Fittingly, there are a million ways to tell a time travel story, whether by allowing your characters to rewrite history (Back to the Future), or by Lost‘s “whatever happened, happened,” or by creating alternate timelines (Fringe). At this point in the series, 12 Monkeys has dabbled with all of these options, as we make each new discovery along with the characters. It’s messy (not so messy that you need a flowchart), but it’s also holding to its own internal logic, which is critical. Cole is injected with drugs that make him more impervious to paradoxes, but not from the nosebleeds that follow, or from being rudely yanked out of timelines when the machine calls him back; in the premiere, he scratches Railly’s watch in the past while also holding the same watch from the future, and we see the scratch simultaneously appear on both faces. In the most recent episode, Cole — who is dangerously crossing his own timeline — watches himself take a bullet, and reacts when a wound suddenly appears on his own shoulder. In this way, the time travel seems to work similarly to Looper, a film I loved for all its nuttiness, but that waved away any plot confusion with an almost literal “please just don’t think about it.”

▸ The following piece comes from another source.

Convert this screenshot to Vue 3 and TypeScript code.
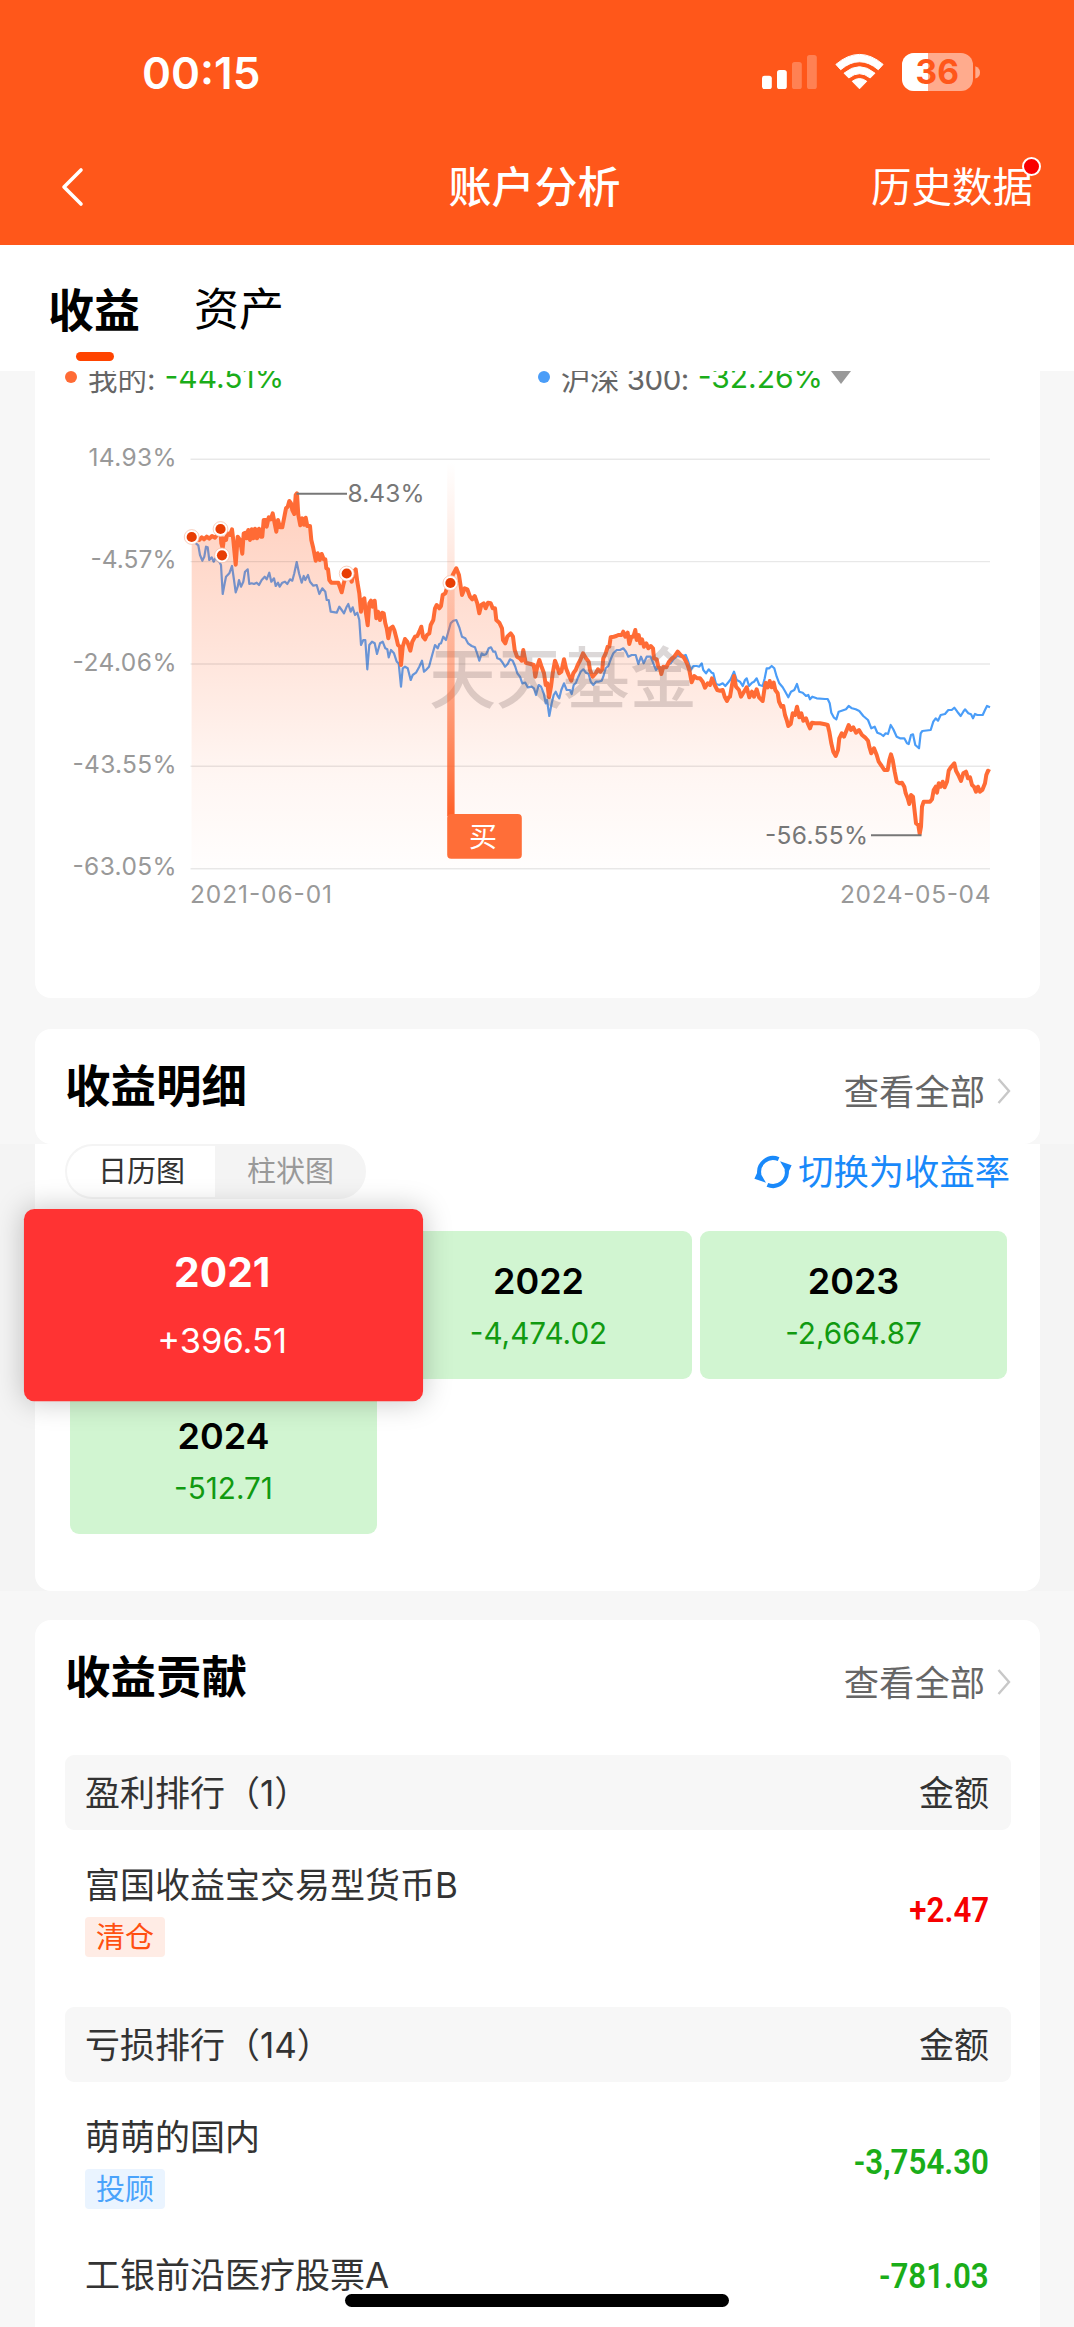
<script setup lang="ts">
interface Origin { x: number; y: number }
interface YearCell { year: string; value: string; active: boolean }
interface RankItem { name: string; tag?: string; tone?: 'warm' | 'cool'; amount: string; gain: boolean }
interface RankGroup { title: string; items: RankItem[] }

// Samples are stored in thirds of a pixel, relative to the origin of each stretch of the line.
const trace = (o: Origin, samples: string): string =>
  samples
    .split(' ')
    .map((p) => {
      const [x, y] = p.split(',').map(Number)
      return `${(o.x + x / 3).toFixed(1)},${(o.y + y / 3).toFixed(1)}`
    })
    .join(' ')

const early: Origin = { x: 170, y: 440 }
const middle: Origin = { x: 440, y: 540 }
const late: Origin = { x: 730, y: 600 }

const mine = [
  trace(early, '65,291 88,300 95,292 102,298 110,290 118,296 126,288 135,293 140,286 147,270 151,267 154,310 158,325 162,295 168,300 172,280 180,285 186,268 190,300 197,374 203,290 210,300 217,341 221,280 227,278 230,295 235,270 240,300 245,268 250,295 255,266 261,295 267,266 272,290 277,290 281,240 287,240 290,260 296,232 302,238 308,220 313,245 319,275 324,240 330,262 337,262 344,225 348,205 353,200 358,183 363,190 367,210 373,222 377,165 381,160 385,225 391,256 397,235 402,254 407,233 412,258 420,258 424,300 430,325 437,362 443,340 449,360 455,342 461,358 466,358 469,385 474,388 478,420 484,428 505,428 509,440 515,457 521,430 530,401 540,412 545,425 552,395 557,388 562,425 568,460 573,515 578,480 583,475 587,515 593,556 598,490 603,482 608,500 614,482 619,535 624,515 630,540 636,518 641,520 646,550 650,565 655,595 661,565 668,560 673,570 680,598 684,615 690,620 693,675 698,620 705,597 712,605 721,632 727,605 735,590 742,588 748,575 754,560 759,590 765,598 771,585 778,580 782,555 790,540 795,505 800,495 808,505'),
  trace(middle, '3,198 8,165 16,160 22,140 31,128 38,105 49,85 57,105 60,125 66,165 74,145 82,148 90,170 97,178 104,168 112,190 118,220 124,195 131,190 137,205 144,188 152,190 158,205 165,205 169,240 178,248 186,265 189,300 196,310 202,290 212,280 219,290 224,330 231,350 239,355 245,362 250,330 257,368 272,372 281,375 286,410 292,380 298,360 304,378 312,400 317,435 322,430 327,472 333,440 338,400 345,362 352,380 358,400 364,395 372,358 378,385 386,405 394,422 400,400 407,390 413,375 421,360 429,340 438,355 446,365 450,390 458,410 467,400 474,388 481,395 487,388 490,355 497,340 503,320 508,320 512,292 521,290 529,288 535,285 545,285 550,275 556,290 563,278 568,312 574,290 580,290 586,270 590,300 596,285 601,310 606,298 612,320 619,310 625,325 632,318 639,325 642,355 650,358 655,380 660,385 664,402 670,380 679,382 687,365 696,355 703,350 713,335 722,345 731,352 740,368 748,390 755,427 763,408 771,415 780,415 788,425 795,443 803,430 810,435 816,415 824,435 832,450 840,452 848,450 854,470 861,483 866,472'),
  trace(late, '0,290 6,255 12,228 18,260 27,270 33,290 42,275 50,262 58,292 66,275 72,290 80,268 87,292 98,303 103,270 107,248 113,262 119,243 125,262 131,248 136,270 143,280 147,305 154,320 160,318 165,345 170,360 175,378 182,372 188,340 195,345 201,320 208,352 214,340 220,362 228,355 234,372 240,385 246,368 255,370 270,370 285,373 293,375 298,395 304,430 310,455 317,468 324,450 328,415 335,400 342,410 350,390 356,375 363,390 370,382 378,398 387,390 396,405 405,412 414,422 418,440 424,460 432,445 440,465 446,485 455,498 463,510 473,510 478,480 483,463 488,480 494,515 500,545 508,550 516,548 523,560 527,580 533,595 538,612 543,585 549,590 553,625 558,670 565,675 569,702 573,680 576,620 581,605 600,605 606,598 611,570 617,560 621,578 626,550 632,560 638,545 644,562 651,545 656,512 664,500 673,490 678,512 685,525 693,543 700,520 708,515 714,535 720,532 726,555 732,560 738,575 744,560 750,575 757,570 765,550 769,525 774,512 780,515'),
].join(' ')

const benchmark = [
  trace(early, '65,300 75,308 85,316 90,345 97,362 103,350 108,320 113,322 118,360 125,352 131,365 136,355 148,365 153,375 158,462 164,430 168,410 178,400 186,378 192,420 197,457 203,440 207,420 213,440 220,425 225,395 233,388 238,432 245,430 252,432 260,428 267,435 275,420 284,410 290,418 298,398 304,425 312,415 317,438 324,428 329,440 337,428 345,425 352,432 360,418 367,422 373,400 380,366 387,400 395,428 401,408 406,420 414,405 420,425 430,437 440,435 448,462 457,445 466,455 470,480 476,480 482,515 500,518 508,500 515,510 522,520 530,500 535,492 542,515 548,502 555,525 562,518 568,540 573,615 580,600 586,600 592,688 598,615 606,605 614,610 621,642 630,610 638,605 646,625 652,628 656,652 663,630 672,640 680,665 686,670 693,740 698,685 705,680 713,685 722,720 728,705 738,698 748,680 756,662 762,695 768,690 777,680 785,650 795,615 803,625 808,612'),
  trace(middle, '3,310 10,290 18,300 25,275 32,250 40,242 49,240 58,262 66,290 76,295 84,310 95,318 105,322 112,342 118,362 125,340 132,345 139,342 146,325 153,322 160,335 166,335 172,355 180,358 188,368 195,380 203,372 210,358 218,362 226,380 232,400 240,410 247,430 256,428 263,442 275,440 282,445 288,465 296,435 303,440 311,460 317,490 321,480 328,528 335,490 341,465 347,455 353,468 358,475 364,450 372,430 380,450 390,450 395,462 401,435 408,428 415,410 422,395 430,388 438,398 446,402 452,425 460,435 468,425 475,425 485,422 490,410 497,385 505,378 512,358 520,340 530,330 540,330 550,325 558,335 565,350 575,345 587,345 595,372 603,350 611,370 620,350 632,350 640,370 648,390 656,380 664,395 672,380 682,375 692,370 700,358 712,348 722,350 737,345 745,365 752,390 760,378 770,378 778,380 785,370 790,390 798,400 806,388 815,398 820,400 828,432 838,435 848,430 856,438 864,428'),
  trace(late, '2,238 12,215 20,240 30,245 38,258 45,240 50,235 57,258 66,248 72,245 80,235 88,255 98,258 104,235 110,205 117,205 125,198 133,205 140,230 148,250 158,262 166,275 175,292 183,275 193,270 201,252 208,275 218,278 228,288 235,285 240,298 247,290 260,295 285,297 293,297 299,310 304,338 312,353 319,358 326,335 335,332 348,328 356,318 366,325 377,328 388,333 400,348 414,360 424,385 434,380 442,398 452,402 460,408 467,400 474,402 482,375 490,388 500,410 510,415 523,415 531,430 536,432 543,405 549,403 556,435 567,445 572,400 577,393 602,390 610,365 617,355 624,362 632,345 645,342 655,330 665,330 673,323 682,335 692,348 700,335 705,328 715,340 723,343 729,355 735,342 742,345 758,345 765,330 771,318 780,322'),
].join(' ')

const area = `191.5,868.7 ${mine} 990,868.7`

const axis = [
  { label: '14.93%', y: 459.3, w: 88 },
  { label: '-4.57%', y: 561.6, w: 86 },
  { label: '-24.06%', y: 664, w: 104 },
  { label: '-43.55%', y: 766.3, w: 104 },
  { label: '-63.05%', y: 868.7, w: 104 },
]

const markers = [
  { x: 191.7, y: 537 },
  { x: 220.5, y: 529 },
  { x: 222, y: 555.3 },
  { x: 346.7, y: 573.5 },
  { x: 450.4, y: 583 },
]

const years: YearCell[] = [
  { year: '2021', value: '+396.51', active: true },
  { year: '2022', value: '-4,474.02', active: false },
  { year: '2023', value: '-2,664.87', active: false },
  { year: '2024', value: '-512.71', active: false },
]

const groups: RankGroup[] = [
  {
    title: '盈利排行（1）',
    items: [{ name: '富国收益宝交易型货币B', tag: '清仓', tone: 'warm', amount: '+2.47', gain: true }],
  },
  {
    title: '亏损排行（14）',
    items: [
      { name: '萌萌的国内', tag: '投顾', tone: 'cool', amount: '-3,754.30', gain: false },
      { name: '工银前沿医疗股票A', amount: '-781.03', gain: false },
    ],
  },
]
</script>

<template>
  <div class="page">
    <header class="top">
      <div class="status">
        <span class="time">00:15</span>
        <svg class="indicators" width="222" height="44" viewBox="760 50 222 44">
          <rect x="762" y="75.7" width="9.8" height="13.4" rx="2.6" fill="#fff" />
          <rect x="777" y="70" width="9.8" height="19.1" rx="2.6" fill="#fff" />
          <rect x="792" y="62" width="9.8" height="27.1" rx="2.6" fill="#fff" fill-opacity=".25" />
          <rect x="807" y="55" width="9.8" height="34.1" rx="2.6" fill="#fff" fill-opacity=".25" />
          <path d="M835.9 64.4 Q859.5 44.4 883.1 64.4 L878.3 69.7 Q859.5 53.8 840.7 69.7 Z" fill="#fff" stroke="#fff" stroke-width="1" stroke-linejoin="round" />
          <path d="M844 73.2 Q859.5 60.2 875 73.2 L870.2 78 Q859.5 69.4 848.8 78 Z" fill="#fff" stroke="#fff" stroke-width="1" stroke-linejoin="round" />
          <path d="M852.2 81.3 Q859.5 75.8 866.8 81.3 L859.5 88.8 Z" fill="#fff" stroke="#fff" stroke-width="1" stroke-linejoin="round" />
          <clipPath id="cell"><rect x="902" y="53" width="71" height="38" rx="12" /></clipPath>
          <g clip-path="url(#cell)">
            <rect x="902" y="53" width="71" height="38" fill="#fff" fill-opacity=".5" />
            <rect x="902" y="53" width="26" height="38" fill="#fff" />
          </g>
          <path d="M975.3 66.3 Q980 68 980 72.4 Q980 77 975.3 78.6 Z" fill="#fff" fill-opacity=".5" />
          <text x="937.3" y="84.2" class="charge" text-anchor="middle">36</text>
        </svg>
      </div>
      <nav class="nav">
        <svg class="back" width="26" height="40" viewBox="0 0 26 40"><path d="M22 3 L5 20 L22 37" fill="none" stroke="#fff" stroke-width="3.6" stroke-linecap="round" stroke-linejoin="round" /></svg>
        <h1>账户分析</h1>
        <span class="history">历史数据<i class="dot"></i></span>
      </nav>
    </header>

    <div class="tabs">
      <span class="tab on">收益</span>
      <span class="tab">资产</span>
    </div>

    <section class="card chart-card">
      <div class="legend">
        <div class="series"><i class="bullet mine"></i><span>我的:</span><b>-44.51%</b></div>
        <div class="series"><i class="bullet bench"></i><span class="index">沪深 300:</span><b>-32.26%</b><i class="caret"></i></div>
      </div>
      <svg class="chart" width="1005" height="500" viewBox="35 420 1005 500">
        <defs>
          <linearGradient id="fill" gradientUnits="userSpaceOnUse" x1="0" y1="493" x2="0" y2="869">
            <stop offset="0" stop-color="#ff6b35" stop-opacity=".32" />
            <stop offset=".45" stop-color="#ff6b35" stop-opacity=".17" />
            <stop offset=".75" stop-color="#ff6b35" stop-opacity=".06" />
            <stop offset="1" stop-color="#ff6b35" stop-opacity=".01" />
          </linearGradient>
          <linearGradient id="beam" x1="0" y1="0" x2="0" y2="1">
            <stop offset="0" stop-color="#ff6b35" stop-opacity="0" />
            <stop offset=".3" stop-color="#ff6b35" stop-opacity=".17" />
            <stop offset=".6" stop-color="#ff6b35" stop-opacity=".5" />
            <stop offset="1" stop-color="#ff6028" stop-opacity="1" />
          </linearGradient>
        </defs>
        <polyline :points="benchmark" fill="none" stroke="#4a9df8" stroke-width="2.2" stroke-linejoin="round" />
        <polygon :points="area" fill="url(#fill)" />
        <g v-for="a in axis" :key="a.label">
          <line x1="190.5" x2="990" :y1="a.y" :y2="a.y" stroke="#000" stroke-opacity=".09" stroke-width="1.4" />
          <text class="tick" x="176.5" :y="a.y + 6.6" text-anchor="end" :textLength="a.w">{{ a.label }}</text>
        </g>
        <polyline :points="mine" fill="none" stroke="#ff6b35" stroke-width="4" stroke-linejoin="round" />
        <text class="watermark" x="429" y="703" textLength="268">天天基金</text>
        <rect x="447.2" y="462" width="7.4" height="354" fill="url(#beam)" />
        <g v-for="m in markers" :key="m.x">
          <circle :cx="m.x" :cy="m.y" r="7.4" fill="#fff" stroke="#f4b9a2" stroke-width=".7" />
          <circle :cx="m.x" :cy="m.y" r="5.1" fill="#e83e04" />
        </g>
        <path d="M296.5 493.8 H347" stroke="#777" stroke-width="2" />
        <text class="note" x="347.5" y="502.3" textLength="77">8.43%</text>
        <path d="M871 835.2 H921.5" stroke="#777" stroke-width="2" />
        <text class="note" x="765" y="843.6" textLength="103">-56.55%</text>
        <rect x="447.2" y="814" width="74.6" height="44.7" rx="4" fill="#ff6e38" />
        <text class="buy" x="483" y="846.5" text-anchor="middle">买</text>
        <text class="tick" x="190" y="903" textLength="142">2021-06-01</text>
        <text class="tick" x="990.5" y="903" text-anchor="end" textLength="150.5">2024-05-04</text>
      </svg>
    </section>

    <section class="card head-card">
      <h2>收益明细</h2>
      <span class="more"><span>查看全部</span><svg width="14" height="28" viewBox="0 0 14 28"><path d="M1.5 2 L12 14 L1.5 26" fill="none" stroke="#c8c8c8" stroke-width="2.4" /></svg></span>
    </section>
    <div class="band">
      <section class="detail">
        <div class="tools">
          <div class="segment"><span class="sel">日历图</span><span>柱状图</span></div>
          <span class="switch">
            <svg width="38" height="38" viewBox="0 0 38 38" fill="none" stroke="#1989fa" stroke-width="4">
              <path d="M5.5 22 A13.9 13.9 0 0 1 24.6 6.2" />
              <path d="M32.5 16 A13.9 13.9 0 0 1 13.4 31.8" />
              <path d="M26 8.3 L37.6 12.3 L33.6 21 Z M12 29.7 L0.4 25.7 L4.4 17 Z" fill="#1989fa" stroke="none" />
            </svg><span>切换为收益率</span></span>
        </div>
        <div class="years">
          <div v-for="y in years" :key="y.year" class="year" :class="{ active: y.active }">
            <strong>{{ y.year }}</strong>
            <span>{{ y.value }}</span>
          </div>
        </div>
      </section>
    </div>

    <section class="card rank-card">
      <div class="rank-head">
        <h2>收益贡献</h2>
        <span class="more"><span>查看全部</span><svg width="14" height="28" viewBox="0 0 14 28"><path d="M1.5 2 L12 14 L1.5 26" fill="none" stroke="#c8c8c8" stroke-width="2.4" /></svg></span>
      </div>
      <div v-for="g in groups" :key="g.title" class="group">
        <div class="bar"><span>{{ g.title }}</span><span>金额</span></div>
        <div v-for="it in g.items" :key="it.name" class="item" :class="{ plain: !it.tag }">
          <div class="info">
            <span class="fund">{{ it.name }}</span>
            <span v-if="it.tag" class="tag" :class="it.tone">{{ it.tag }}</span>
          </div>
          <span class="amount" :class="{ gain: it.gain }">{{ it.amount }}</span>
        </div>
      </div>
    </section>
    <div class="home"></div>
  </div>
</template>

<style>
body { background: #f7f7f7; overflow: hidden; }
</style>

<style scoped>
* { box-sizing: border-box; }
.page {
  position: relative;
  width: 1074px;
  height: 2327px;
  overflow: hidden;
  background: #f7f7f7;
  color: #333;
  font-family: Inter, "Noto Sans CJK SC", sans-serif;
  white-space: nowrap;
}
h1, h2 { margin: 0; }
i, b { font-style: normal; font-weight: 400; }
svg { display: block; flex: none; }

.top { height: 245px; background: #ff571a; color: #fff; }
.status { display: flex; justify-content: space-between; height: 129px; padding: 50px 92px 0 142px; }
.time { font-size: 44px; line-height: 47px; font-weight: 600; }
.charge { font-size: 33.5px; font-weight: 700; fill: #ff571a; }
.nav { display: flex; align-items: center; justify-content: space-between; height: 116px; padding: 0 41px 0 59px; }
.back { margin-right: 113px; }
h1 { font-size: 43px; font-weight: 500; line-height: 60px; }
.history { position: relative; font-size: 40.5px; line-height: 60px; padding-top: 2px; }
.dot { position: absolute; top: 1px; right: -8px; width: 19px; height: 19px; border: 2px solid #fff; border-radius: 50%; background: #fa0000; }

.tabs { display: flex; gap: 54px; height: 126px; padding: 35px 0 0 49px; background: #fff; font-size: 45px; line-height: 60px; color: #000; }
.tab { height: 83px; }
.tab.on { font-weight: 700; font-size: 46px; margin-left: -1px; display: flex; flex-direction: column; align-items: center; }
.tab.on::after { content: ""; width: 38px; height: 9px; margin: 12px 0 0 2px; border-radius: 5px; background: #ff4400; }

.card { margin: 0 34px 0 35px; background: #fff; }
.chart-card { height: 627px; border-radius: 0 0 16px 16px; overflow: hidden; }
.legend { display: flex; height: 49px; padding-left: 30px; }
.series { display: flex; align-items: center; width: 473px; height: 40px; margin-top: -14px; font-size: 29.5px; color: #666; }
.bullet { width: 12px; height: 12px; border-radius: 50%; margin-right: 11px; }
.bullet.mine { background: #ff6b35; }
.bullet.bench { background: #4a9df8; }
.index { letter-spacing: -.5px; }
.series b { margin-left: 9px; font-size: 30px; color: #1aad19; }
.caret { margin-left: 8px; border: 10px solid transparent; border-top: 13px solid #999; border-bottom: 0; }
.tick { font-size: 24.5px; fill: #999; }
.note { font-size: 24.5px; fill: #777; }
.buy { font-size: 28px; fill: #fff; }
.watermark { font-size: 67px; font-weight: 500; fill: #6b5d5a; fill-opacity: .24; }

.head-card { display: flex; justify-content: space-between; height: 115px; margin-top: 31px; padding: 0 29px 0 30px; border-radius: 16px; }
h2 { font-size: 45.5px; line-height: 60px; font-weight: 700; color: #000; padding-top: 28px; }
.more { display: flex; align-items: center; gap: 12px; height: 60px; margin-top: 32px; font-size: 35.3px; color: #666; }
.more span, .switch span { padding-bottom: 4px; }

.band { height: 447px; background: #f4f4f4; }
.detail { height: 447px; margin: 0 34px 0 35px; padding: 0 30px; background: #fff; border-radius: 0 0 16px 16px; }
.tools { display: flex; justify-content: space-between; align-items: center; height: 55px; }
.segment { display: flex; width: 301px; height: 55px; border: 2px solid #f4f4f4; border-radius: 28px; overflow: hidden; background: #f4f4f4; font-size: 29px; line-height: 51px; color: #999; }
.segment span { flex: 1; text-align: center; padding-left: 2px; }
.segment .sel { background: #fff; color: #333; padding-left: 1px; }
.switch { display: flex; align-items: center; gap: 6px; font-size: 35.3px; color: #1989fa; }
.years { display: grid; grid-template-columns: repeat(3, 307px); gap: 7.5px 8px; padding: 32px 0 0 5px; }
.year { display: flex; flex-direction: column; align-items: center; justify-content: center; height: 147.5px; padding-top: 6px; border-radius: 9px; background: #d1f5d1; }
.year strong { font-size: 36px; line-height: 52px; font-weight: 600; color: #000; }
.year span { font-size: 29.7px; line-height: 53px; color: #119a11; }
.year.active { z-index: 1; transform: scale(1.3); background: #f33; border-radius: 8px; box-shadow: 0 0 22px rgba(0, 0, 0, .22); padding: 3px 2px 0 0; }
.year.active strong { color: #fff; font-size: 31.3px; font-weight: 700; }
.year.active span { color: #fff; font-size: 26.5px; }

.rank-card { height: 720px; margin-top: 29px; padding: 0 29px 0 30px; border-radius: 16px 16px 0 0; }
.rank-head { display: flex; justify-content: space-between; height: 135px; }
.bar { display: flex; justify-content: space-between; align-items: center; height: 75px; padding: 0 22px 4px 20px; border-radius: 9px; background: #f7f7f7; font-size: 35px; }
.item { display: flex; justify-content: space-between; height: 177px; padding: 29px 22px 0 20px; }
.info { display: flex; flex-direction: column; align-items: flex-start; }
.fund { font-size: 35px; line-height: 52px; }
.tag { height: 40px; margin-top: 6px; padding: 1px 11px 0; border-radius: 4px; font-size: 29px; line-height: 40px; }
.tag.warm { background: #ffece5; color: #ff5010; }
.tag.cool { background: #eaf4ff; color: #4aa3fb; }
.amount { height: 50px; margin-top: 27px; font-family: Roboto, Inter, sans-serif; font-weight: 600; font-size: 35px; line-height: 50px; color: #1aad19; transform: scaleX(.895); transform-origin: right; }
.amount.gain { color: #f60000; }
.plain { height: 60px; padding-top: 0; margin-top: -10px; }
.plain .amount { margin-top: 3px; }
.home { position: absolute; left: 345px; bottom: 20px; width: 384px; height: 13px; border-radius: 7px; background: #000; }
</style>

There’s also the feeling of a ticking clock, as Cole’s body slowly deteriorates with each successive trip. By now, he and Railly have identified the origin of the virus and destroyed a lab, but the future remains unchanged (well, sort of–in “The Red Forest,” Railly gets killed, creating an alternate, even-bleaker future, and Cole has to fix that, too). He’s been sent to locations all around the globe — North Korea, Russia, Haiti — in pursuit of the elusive, mysterious “Army of the 12 Monkeys.”  The tangled web of governmental conspiracies expands, and the primary villain (Tom Noonan, clearly having a great time as “The Pallid Man”) is now only a small piece of a larger plan. But the story plows ahead confidently, rarely stopping for breath; we still know precious little about the histories and inner lives of the characters, but we buy into their relationships through smaller, humanizing moments. The tandem of Cole and his best friend, Ramsey (an always-welcome Kirk Acevedo) is the show’s strength, and they have a brotherly, frequently witty (as “tough guys” go) repartee.

The performances are largely good (even Emily Hampshire, in a gender-swapped update of the Brad Pitt role from the film, is unnerving), though Schull as Cassandra falls into the “too pretty to be a scientist” trap that plagues (heh) Syfy and its ilk. The effects are solid; the production design is interesting, while not very detailed. The show struggles with action sequences, telegraphing its surprises and using frenetic editing to paper over dodgy choreography and stunt work. Big guest stars, like Zeljko Ivanek and The Wire‘s Robert Wisdom, feel wasted. Some of the story decisions are transparent attempts at wheel-spinning, even if they occasionally lead to some cool moments: “Atari,” which took a detour as a gang of scavengers raided Cole and Jones’s facility, is actually one of the better episodes the show has done, and had no bearing on the actual plot. But, despite the flaws, I’m genuinely attached to these characters, which is everything.

For being something nobody wanted, 12 Monkeys has become something I look forward to on Friday nights: solid, Grade-B entertainment. It’s not a mindless retread of Gilliam’s film — it’s its own thing. Good effort, Syfy. Let’s keep it going.